Supes to vote on fraudulent evictions bill
Dueling pieces of legislation designed to crack down on fraudulent evictions by landlords were largely reconciled on Monday by city supervisors, who moved a compromise version of the bills to the full board for a vote on Tuesday.
The competing bills, introduced separately by moderate Supervisor Mark Farrell and progressive Supervisor Aaron Peskin, both sought to curb unlawful owner move-in evictions, in which landlords kick out tenants under the pretense of occupying a dwelling themselves, but instead rent the unit to someone else — often at a higher price.
Both bills sought to compel landlords to declare, under penalty of perjury, that they or a family member would occupy the property for at least three continuous years, along with a number of additional reporting requirements. Illegal evictions are estimated to occur in as many as 25 percent of all owner move-ins, Peskin said Monday at the supervisors land use committee meeting.
But the bills diverged when it came to how the city would enforce the new rules. And the fight over precisely how to hold fraudulent landlords accountable was expected to spill into discussion Tuesday.

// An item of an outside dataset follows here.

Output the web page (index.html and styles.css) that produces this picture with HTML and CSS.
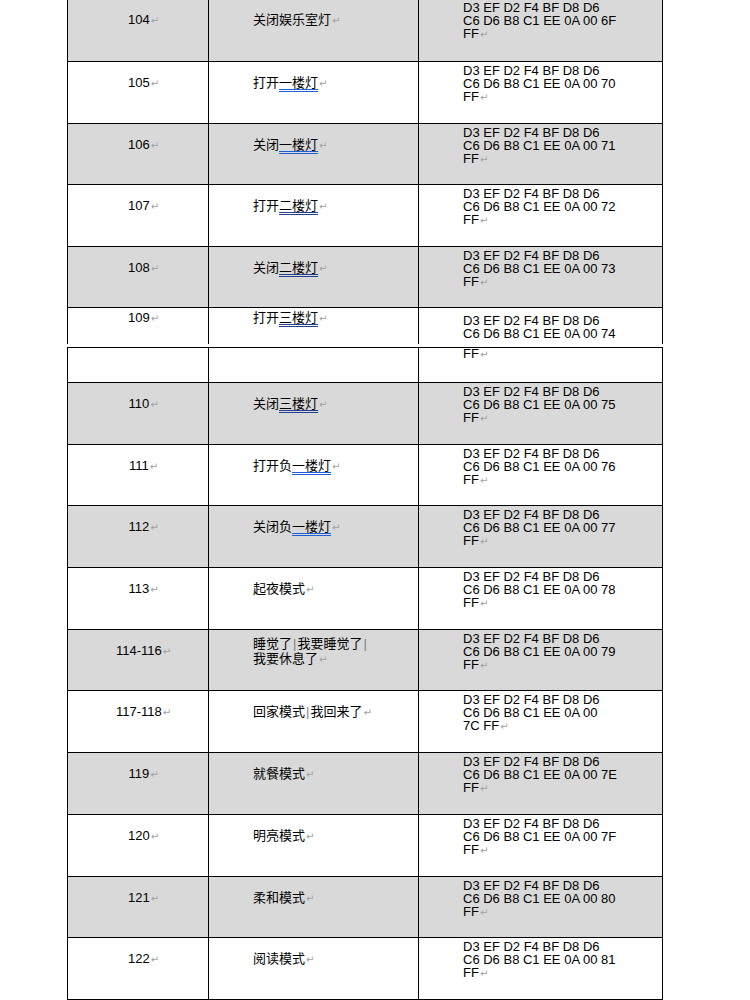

The bills also diverged when it came to legal action. Peskin’s bill, cosponsored by Supervisor
sought to Jane Kim, allow private nonprofit groups to sue allegedly fraudulent landlords on behalf of evicted tenants if the city attorney’s office chose not to sue. Farrell disagreed with that proposal, believing tenants should bring the suits — under Peskin’s version a third-party could bring a suit even without the consent of the tenant. The third-party provision didn’t survive Monday but is likely to resurface Tuesday.
Despite the lingering disagreements over enforcement, Peskin said in a statement sent through a spokeswoman that he was “pleased that Supervisor Farrell has adopted roughly 70 percent of my legislation verbatim — we are all hoping that the Board of Supervisors will go the final mile to make this legislation as strong as possible.”
— Dominic Fracassa Preserving the El Rey: The El Rey Theater on Ocean Avenue took another step toward obtaining landmark status on Monday.
The Board of Supervisors Land Use Committee voted unanimously to designate the classic Art Deco theater as a city landmark, a key step in making the property eligible for federal and state historic preservation tax incentives that will help pay for the renovation of the building.
“We can’t imagine Ocean Avenue or most of the west side without the iconic presence of the El Rey,” said Jen Low , an aide to Supervisor Norman Yee.
The landmark designation, which goes next to the full Board of Supervisors for final approval, comes as new ownership is giving fans of the 1931 theater renewed hope it will be brought back to life.
The theater, designed by Timothy Pflueger, closed in 1977 and was bought by the Voice of the Pentecost church, which also operated a small school there. In December 2015, a group of investors from Marin bought the property in a trustee sale on the steps of City Hall for $1.06 million. The seller was the Stanford Federal Credit Union, which had foreclosed on the property after the church defaulted on a loan. The buyer was a joint venture between Ricci Ventures and Green Point Land Co., both Marin investment groups.
While the owners have not yet filed an application to redevelop the property, they are exploring a mix of retail, arts and, possibly, housing. The owners have reached out to theater groups to gauge interest.
Architect John Goldman, who is working on the renovation for the property owners, said the new owners are “very much behind the landmarking.”
Chris VerPlanck , an architecture historian who wrote the report for the landmark status, said a refurbished El Rey would “serve as an anchor of the improving Ocean Avenue corridor” just as the Castro Theatre serves as centerpiece of that neighborhood.
“This part of town doesn’t have many city landmarks,” said VerPlanck. “OMI (Ocean View, Merced Heights, and Ingleside) has two and West of Twin Peaks only has two.”